Durante años, el béisbol moderno decidió que correr era un riesgo innecesario. Que un out en las bases era un pecado estadístico. Que el valor estaba en esperar el jonrón o el boleto. Así nació la era de los “tres resultados verdaderos”: ponche, base por bolas o cuadrangular. El robo de base se volvió accesorio. Una rareza. Una excentricidad. Rickey, de haber nacido treinta años después, habría sido “ineficiente”.

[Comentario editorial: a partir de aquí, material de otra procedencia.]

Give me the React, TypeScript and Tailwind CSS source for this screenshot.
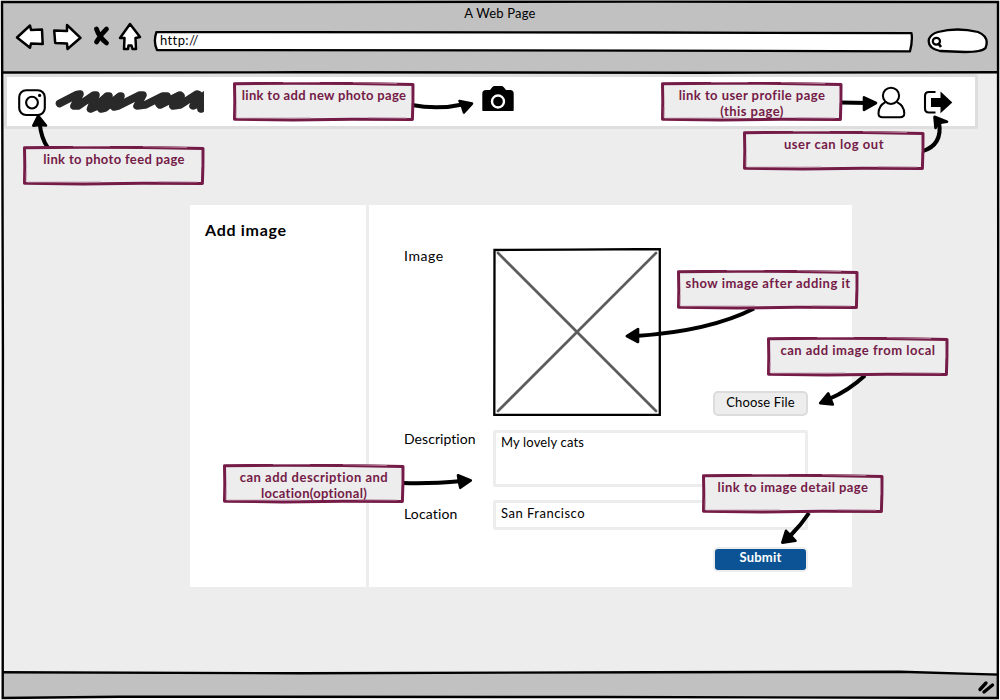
import type { ReactNode } from "react";

type NoteProps = { className: string; textClass: string; children: ReactNode };

function Note({ className, textClass, children }: NoteProps) {
  return (
    <div className={`absolute h-10 w-[182px] ${className}`}>
      <svg className="absolute inset-0" width="182" height="40" viewBox="0 0 182 40">
        <path d="M1.5 1.7 L60 1.2 L120 1.4 L180 2.4 L179.9 20 L179.4 37.4 L120 37.3 L60 37.9 L1.5 37.2 L1.8 20 Z" fill="#ededed" stroke="#741b47" strokeWidth="3" strokeLinejoin="round" />
        <path d="M50 .4 L87 .2 M120 .6 L164 1.6 M4 36.2 L78 36 M135 35.8 L174 36.1 M3.2 25 L3.1 35.6 M178.4 7 L178.6 21" fill="none" stroke="#b98aa1" strokeWidth=".8" />
      </svg>
      <div className={`relative whitespace-nowrap pt-[5px] text-center text-[13px] leading-4 font-bold text-[#741b47] ${textClass}`}>
        {children}
      </div>
    </div>
  );
}

function Arrow({ shaft, head }: { shaft: string; head: string }) {
  return (
    <g>
      <path d={shaft} fill="none" stroke="#000" strokeWidth="4" />
      <path d={head} fill="#000" stroke="#000" strokeWidth="2.6" strokeLinejoin="round" />
    </g>
  );
}

function BrowserBar() {
  return (
    <header className="h-[73px] shrink-0 bg-[#c1c1c1]">
      <div className="flex h-[26px] items-center justify-center pt-[2px] text-[13px] tracking-[0.2px]">A Web Page</div>
      <div className="flex h-[32px] items-center">
        <svg width="152" height="32" viewBox="0 26 152 32" className="shrink-0 overflow-visible" fill="#fff" stroke="#000" strokeWidth="2.5" strokeLinejoin="round">
          <path d="M17 37.5 L30 25.5 L31 30 L42 29.5 L42.7 44 L31 43.5 L30 47.7 Z" />
          <path d="M54.2 30.5 L67 31 L67 25 L80.5 37.8 L67.5 49 L67 43.5 L55.2 43 Z" />
          <path d="M96.5 29 Q99 37 106.5 43 M106.5 29 Q101 34 96.5 42" fill="none" strokeWidth="4.8" strokeLinecap="round" />
          <path d="M130 24 L140 37 L135.5 38 L136 49 L132.5 49 L131.5 45.5 L128.5 45.5 L128 49 L124 49 L124.5 38 L120 38 Z" />
        </svg>
        <div className="relative flex h-[22px] w-[762px] items-center pl-[8px] text-[13px] tracking-[0.4px]">
          <svg className="absolute inset-0" width="762" height="22" viewBox="0 0 762 22">
            <path d="M4.5 1 Q250 .8 500 1.5 L759.5 2.2 Q760.7 10 758 20.3 L500 19.6 Q250 19 5 19 Q1 10 4.5 1Z" fill="#fff" stroke="#000" strokeWidth="2.3" strokeLinejoin="round" />
          </svg>
          <span className="relative -mt-[2px]">http://</span>
        </div>
        <svg className="ml-[12px] shrink-0" width="64" height="30" viewBox="926 27 64 30">
          <path d="M938 32 Q957 27 978 32 Q990 37 985.5 48 Q982 52 965 52 L940 51 Q927 48 929 39 Q931 34 938 32Z" fill="#fff" stroke="#000" strokeWidth="2.3" />
          <ellipse cx="936.4" cy="41.2" rx="3.6" ry="3.4" fill="none" stroke="#000" strokeWidth="2.2" />
          <path d="M938 43 L941 47" stroke="#000" strokeWidth="2.6" />
        </svg>
      </div>
    </header>
  );
}

function NavBar() {
  return (
    <nav className="mt-[1px] ml-[4px] flex h-[55px] w-[974px] shrink-0 items-start rounded-[2px] border-[3px] border-[#dedede] bg-white">
      <svg width="200" height="46" viewBox="7 77 200 46">
        <rect x="19.2" y="90.2" width="25.6" height="24.8" rx="7" fill="none" stroke="#000" strokeWidth="2.1" />
        <circle cx="32" cy="102.6" r="5.9" fill="none" stroke="#000" strokeWidth="2.1" />
        <circle cx="39.6" cy="95.4" r="1.6" />
        <clipPath id="scribble"><rect x="50" y="80" width="154" height="45" /></clipPath>
        <path clipPath="url(#scribble)" d="M59.5 103.5 L77 94.5 L80 94 L74 106 L78 106 L94 95 L96 95 L90.5 109 L95 107 L107 96 L109 96 L101 109 L105 108 L120 96 L121 96 L114 107 L118 106 L140 95 L143 95 L137 106 L145 105 L163 96 L167 96 L159 104 L160 105 L180 95 L181 96 L173 106 L180 105 L197 94 L199 95 L193 106 L198 104 L205 95 L201 109 L212 100" fill="none" stroke="#292929" strokeWidth="7.6" strokeLinecap="round" strokeLinejoin="round" />
      </svg>
      <svg className="ml-[273px]" width="36" height="34" viewBox="480 77 36 34">
        <path d="M486 90 H490 L492 87.4 Q493 86 495 86 H501 Q503 86 504 87.4 L506 90 H510 Q513.7 90 513.7 93.5 V109.5 Q513.7 113 510 113 H486 Q482.3 113 482.3 109.5 V93.5 Q482.3 90 486 90Z" />
        <circle cx="498" cy="101.5" r="6" fill="none" stroke="#fff" strokeWidth="2.4" />
      </svg>
      <svg className="ml-[359px]" width="82" height="46" viewBox="875 77 82 46" fill="none" stroke="#000" strokeWidth="2">
        <path d="M885.3 102.2 Q878.5 106 878.5 113.5 Q878.5 117.2 882.5 117.2 H900 Q904.3 117.2 904.3 113.5 Q904.3 106 897 102.2" />
        <circle cx="891" cy="95.8" r="8.1" />
        <path d="M935.5 92 H929 Q925 92 925 96 V108.5 Q925 112.5 929 112.5 H935.5" strokeWidth="2.1" />
        <path d="M931 98 H940.5 V91.5 L952.3 102.5 L940.5 113.2 V107 H931Z" fill="#000" stroke="none" />
      </svg>
    </nav>
  );
}

function ImagePlaceholder() {
  return (
    <svg width="168" height="168" viewBox="493 248 168 168" fill="none">
      <path d="M498 253 L656 411 M656 253 L498 411" stroke="#5c5c5c" strokeWidth="2.7" strokeLinecap="round" />
      <path d="M494.5 250 L570 249.6 L659.8 249 L659.8 414.8 L494.3 415 Z" stroke="#000" strokeWidth="2.3" />
    </svg>
  );
}

function AddImageCard() {
  return (
    <section className="mt-[76px] ml-[190px] flex h-[382px] w-[662px] shrink-0 gap-[3px]">
      <aside className="w-[176px] bg-white pt-[15px] pl-[15px]">
        <h1 className="text-[16px] leading-5 font-bold tracking-[0.7px]">Add image</h1>
      </aside>
      <form className="flex w-[483px] flex-col bg-white pt-[43px] pl-[35px]" onSubmit={(e) => e.preventDefault()}>
        <div className="flex h-[168px]">
          <label className="w-[89px] text-[14px] leading-4 tracking-[0.6px]">Image</label>
          <ImagePlaceholder />
          <button type="button" className="mt-auto ml-[52px] flex h-[25px] w-[95px] items-center justify-center rounded-[5px] border-2 border-[#dcdcdc] bg-[#ededed] pb-[2px] text-[13px] tracking-[0.15px]">
            Choose File
          </button>
        </div>
        <div className="mt-[14px] flex">
          <label className="w-[89px] pt-[1px] text-[14px] leading-4 tracking-[0.05px]">Description</label>
          <div className="h-[57px] w-[315px] rounded-[2px] border-[3px] border-[#ededed] pt-[1px] pl-[5px] text-[13px] leading-4 tracking-[0.15px]">My lovely cats</div>
        </div>
        <div className="mt-[13px] flex">
          <label className="w-[89px] pt-[6px] text-[14px] leading-4 tracking-[0.15px]">Location</label>
          <div className="h-[30px] w-[315px] rounded-[2px] border-[3px] border-[#ededed] pt-[2px] pl-[5px] text-[13px] leading-4 tracking-[0.5px]">San Francisco</div>
        </div>
        <button type="submit" className="mt-[17px] ml-[309px] flex h-[25px] w-[95px] items-center justify-center rounded-[5px] border-2 border-[#ededed] bg-[#0b5394] pb-[3px] text-[13px] font-bold tracking-[0.25px] text-white">
          Submit
        </button>
      </form>
    </section>
  );
}

export default function App() {
  return (
    <div className="relative flex h-[700px] w-[1000px] flex-col overflow-hidden bg-[#ededed] font-['Lato','Liberation_Sans',sans-serif] text-black [font-variant-ligatures:none]">
      <BrowserBar />
      <NavBar />
      <main className="flex-1">
        <AddImageCard />
      </main>
      <footer className="h-[27px] shrink-0 bg-[#c1c1c1]" />

      <svg className="pointer-events-none absolute inset-0" width="1000" height="700" viewBox="0 0 1000 700">
        <path d="M0 0 H1000 V700 H0Z M2 2 V698 H998 V2Z" fill="#fff" fillRule="evenodd" />
        <g fill="none" stroke="#000" strokeWidth="2.4">
          <path d="M2 2 L300 2 L650 1.6 L998 2 L998.2 250 L997.8 698 L600 697 L120 696.7 L2.7 698 L2.9 350 Z" />
          <path d="M3 72.5 L300 72.3 L700 72.7 L998 72.3 M3 672.2 L300 673.3 L650 672.2 L900 671.8 L998 674.6" />
          <path d="M980 689.5 L986 683 M984 692 L992.5 685" strokeWidth="3.4" strokeLinecap="round" />
        </g>
        <Arrow shaft="M48 148 Q41 138 39.7 123" head="M38.2 115.8 L33.3 125.6 L40 125 L46 125.5 Z" />
        <Arrow shaft="M412 105 Q438 110 464 104.2" head="M459.5 101 L472 103.6 L464 112.5 L462 106 Z" />
        <Arrow shaft="M840 102.6 L868 103" head="M864 97.4 L876 103 L864 109.8 Z" />
        <Arrow shaft="M922 151.4 Q943 145 939 122" head="M934.5 116.8 L947 121.7 L939 123 L935.5 128 Z" />
        <Arrow shaft="M754 308.5 Q710 331 636 336" head="M626.8 336 L638 329 L638 342 Z" />
        <Arrow shaft="M865 375.5 Q848 391 829 399" head="M820.2 403.2 L828.3 393.4 L832.8 404.5 Z" />
        <Arrow shaft="M403 483 Q430 484 462 481" head="M458 475.3 L470.8 480.5 L460.3 487.8 L459 482 Z" />
        <Arrow shaft="M809 513 Q801 525 791 535" head="M782.3 542.6 L786 530.8 L790 535 L795.5 540.8 Z" />
      </svg>

      <Note className="top-[82px] left-[233px]" textClass="tracking-[0.3px]">link to add new photo page</Note>
      <Note className="top-[146px] left-[23px]" textClass="tracking-[0.36px]">link to photo feed page</Note>
      <Note className="top-[82px] left-[661px]" textClass="tracking-[0.45px]">link to user profile page<br />(this page)</Note>
      <Note className="top-[131px] left-[743px]" textClass="tracking-[0.55px]">user can log out</Note>
      <Note className="top-[270px] left-[677px]" textClass="tracking-[0.5px]">show image after adding it</Note>
      <Note className="top-[337px] left-[767px]" textClass="tracking-[0.5px]">can add image from local</Note>
      <Note className="top-[464px] left-[223px]" textClass="tracking-[0.5px]">can add description and<br /><span className="tracking-[0.3px]">location(optional)</span></Note>
      <Note className="top-[474px] left-[702px]" textClass="tracking-[0.43px]">link to image detail page</Note>
    </div>
  );
}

Y aquí aparece la gran ironía de nuestro tiempo: la MLB está cambiando las reglas para volver a algo que antes existía de forma natural. Bases más grandes. Límites a los intentos de pickoff. Reloj de pitcheo. Todo para incentivar el juego de piernas, para devolverle dinamismo a un deporte que se volvió predecible. La liga intenta fabricar con reglamentos lo que Rickey producía con instinto.

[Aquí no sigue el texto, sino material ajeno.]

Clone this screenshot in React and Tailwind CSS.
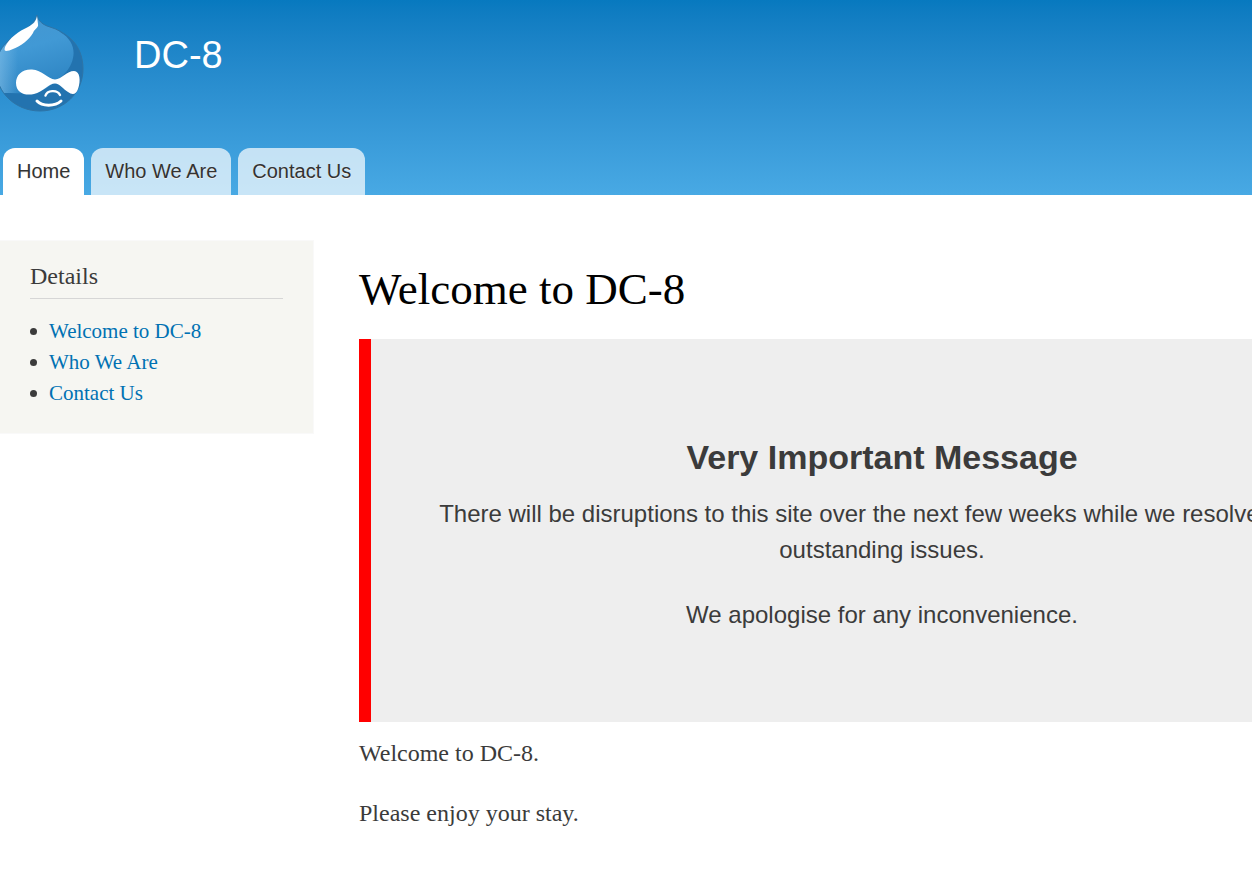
import React from 'react';

const tabs = [
    { label: 'Home', href: '#home' },
    { label: 'Who We Are', href: '#who-we-are' },
    { label: 'Contact Us', href: '#contact-us' },
];

const details = [
    { label: 'Welcome to DC-8', href: '#home' },
    { label: 'Who We Are', href: '#who-we-are' },
    { label: 'Contact Us', href: '#contact-us' },
];

function Logo() {
    return (
        <svg viewBox="0 0 84 98" className="block w-[84px] h-[98px]" aria-hidden="true">
            <defs>
                <linearGradient id="drop" x1="0" y1="0" x2="0.3" y2="1">
                    <stop offset="0" stopColor="#4596d0" />
                    <stop offset="0.5" stopColor="#4199d5" />
                    <stop offset="1" stopColor="#2f86c4" />
                </linearGradient>
                <linearGradient id="edge" x1="0" y1="0" x2="1" y2="0">
                    <stop offset="0" stopColor="#8cc4ea" stopOpacity="0.5" />
                    <stop offset="1" stopColor="#8cc4ea" stopOpacity="0" />
                </linearGradient>
                <clipPath id="dropClip">
                    <path d="M37 0C38 6 43 10 50 12C57 14 64 18 70 23C79 31 83 42 83 54C83 78 64 96 40 96C16 96-4 78-4 54C-4 42 0 34 7 27C16 18 34 13 37 0Z" />
                </clipPath>
            </defs>
            <g clipPath="url(#dropClip)">
                <rect x="-5" width="90" height="98" fill="#2373af" />
                <path d="M-5-1H50L60 17C72 24 75 34 73 43C70 58 56 66 48 72C38 80 18 78-5 78Z" fill="url(#drop)" />
                <rect y="30" width="18" height="48" fill="url(#edge)" />
            </g>
            <path d="M37 0C38 6 43 10 50 12C57 14 64 18 70 23C79 31 83 42 83 54C83 78 64 96 40 96C16 96-4 78-4 54C-4 42 0 34 7 27C16 18 34 13 37 0Z" fill="none" stroke="#2e74a6" strokeWidth="1" />
            <path d="M37 1C36 7 33 9 28 12C19 16 9 23 5 32C3 38 8 36 13 34C21 31 29 25 33 18C34 14 39 13 38 9Z" fill="#ffffff" />
            {/* eyes */}
            <path d="M32 54.500C42 55 48 64 55 64.500C62 64 67 56 74 56C80 56 81 66 78 74C76 80 72 80 68 77C63 74 60 68.500 55 68.500C49 68.500 43 77 34 79C25 81 16 78 16 68C16 60 22 54 32 54.500Z" fill="#ffffff" />
            <path d="M45.500 80.500C47 75.500 57 74 60 80" fill="none" stroke="#ffffff" strokeWidth="2.400" strokeLinecap="round" />
            <path d="M37 86C42 91.500 55 91.500 61 86" fill="none" stroke="#ffffff" strokeWidth="3" strokeLinecap="round" />
        </svg>
    );
}

export default function App() {
    return (
        <div className="min-h-screen overflow-x-hidden bg-white text-[#3b3b3b] font-['Liberation_Serif',serif]">
            <header className="bg-linear-to-b from-[#0779bf] to-[#48a9e4] font-['Liberation_Sans',sans-serif]">
                <div className="flex h-[148px] items-start gap-[50px] pt-[15px]">
                    <a href="#home" aria-label="Home">
                        <Logo />
                    </a>
                    <a href="#home" className="mt-[18px] text-[38px] leading-[44px] text-white">DC-8</a>
                </div>

                <nav className="flex gap-[7px] pl-[3px]">
                    {tabs.map((tab, index) => (
                        <a
                            key={tab.label}
                            href={tab.href}
                            className={`h-[47px] rounded-t-[12px] px-[14px] text-[20px] leading-[46px] whitespace-nowrap text-[#333333] text-shadow-[0_1px_0_#eeeeee] ${
                                index === 0 ? 'bg-white' : 'bg-white/70'
                            }`}
                        >
                            {tab.label}
                        </a>
                    ))}
                </nav>
            </header>

            <div className="flex items-start gap-[45px] pt-[45px] pb-12">
                <aside className="w-[314px] shrink-0 border border-l-0 border-[#f9f9f9] bg-[#f6f6f2] px-[30px] pt-[17px] pb-6">
                    <h2 className="border-b border-[#d6d6d6] pb-1 text-[24px] leading-[36px]">Details</h2>
                    <ul className="mt-[17px]">
                        {details.map((item) => (
                            <li key={item.label} className="flex items-center gap-3 text-[21px] leading-[31px]">
                                <span className="size-[7px] rounded-full bg-[#3b3b3b]"></span>
                                <a href={item.href} className="text-[#0071b3]">{item.label}</a>
                            </li>
                        ))}
                    </ul>
                </aside>

                {/* The notice keeps its reading width on narrow windows */}
                <main className="min-w-[1034px] flex-1 pt-[19px]">
                    <h1 className="mb-5 text-[45px] leading-[60px] text-black">Welcome to DC-8</h1>

                    <section className="border-l-[12px] border-[#ff0000] bg-[#eeeeee] px-[60px] pt-[90px] pb-[89px] text-center font-['Liberation_Sans',sans-serif] text-[24px] leading-[36px]">
                        <h2 className="mb-[11px] text-[34px] leading-[56px] font-bold">Very Important Message</h2>
                        <p className="mb-[29px]">
                            There will be disruptions to this site over the next few weeks while we resolve these outstanding issues.
                        </p>
                        <p>We apologise for any inconvenience.</p>
                    </section>

                    <div className="mt-[13px] space-y-6 text-[24px] leading-[36px]">
                        <p>Welcome to DC-8.</p>
                        <p>Please enjoy your stay.</p>
                    </div>
                </main>
            </div>
        </div>
    );
}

¿Por qué dejamos de correr? Porque dejamos de enseñar a leer. A leer al pitcher. A leer la defensa. A leer el momento. Preferimos el cálculo frío a la intuición entrenada. Preferimos minimizar el error en lugar de maximizar la presión. Rickey entendía algo que hoy se olvida: el robo de base no es solo avanzar 90 pies; es robarle tranquilidad al rival.
En su época, los managers aceptaban el riesgo. Sabían que una base robada podía cambiar una entrada, un juego, una serie. Hoy, muchos prefieren el “no pasó nada” al “pudo pasar algo grande”. El béisbol se volvió cauteloso. Y con esa cautela perdió una capa de emoción.
No habrá otro Rickey Henderson. No porque no existan atletas veloces —los hay— sino porque el ecosistema que lo formó ya no existe. El béisbol que premia la osadía necesita entrenadores dispuestos a tolerar el error, organizaciones que entiendan el valor del caos y aficionados que celebren el intento, no solo el resultado. Rickey fue hijo de un tiempo que aceptaba la incertidumbre como parte del espectáculo.
Por eso su muerte duele distinto. No solo se fue un miembro del Salón de la Fama. Se fue el símbolo de un béisbol que corría sin pedir permiso. Que entendía que la belleza del juego también está en la fricción, en el choque de voluntades, en el segundo que dura un arranque desde primera base.
En Navidad solemos hablar de regalos. Rickey fue uno para el béisbol. Un regalo que no se repite. Hoy, mientras la liga ajusta reglas para que los corredores se animen, conviene recordar que hubo un tiempo en que no hacían falta incentivos. Bastaba con un jugador que creyera que correr valía la pena.
Entre costuras, el béisbol sigue siendo el mismo. Una pelota, un bate, 90 pies. Lo que cambió fue el coraje para usarlos de todas las formas posibles. Rickey Henderson nos enseñó que el béisbol no solo se piensa; se siente y se ataca. Y ese legado —el de correr cuando todos esperan que te quedes— es el regalo que el béisbol ya no volverá a recibir, pero que no debería olvidar nunca.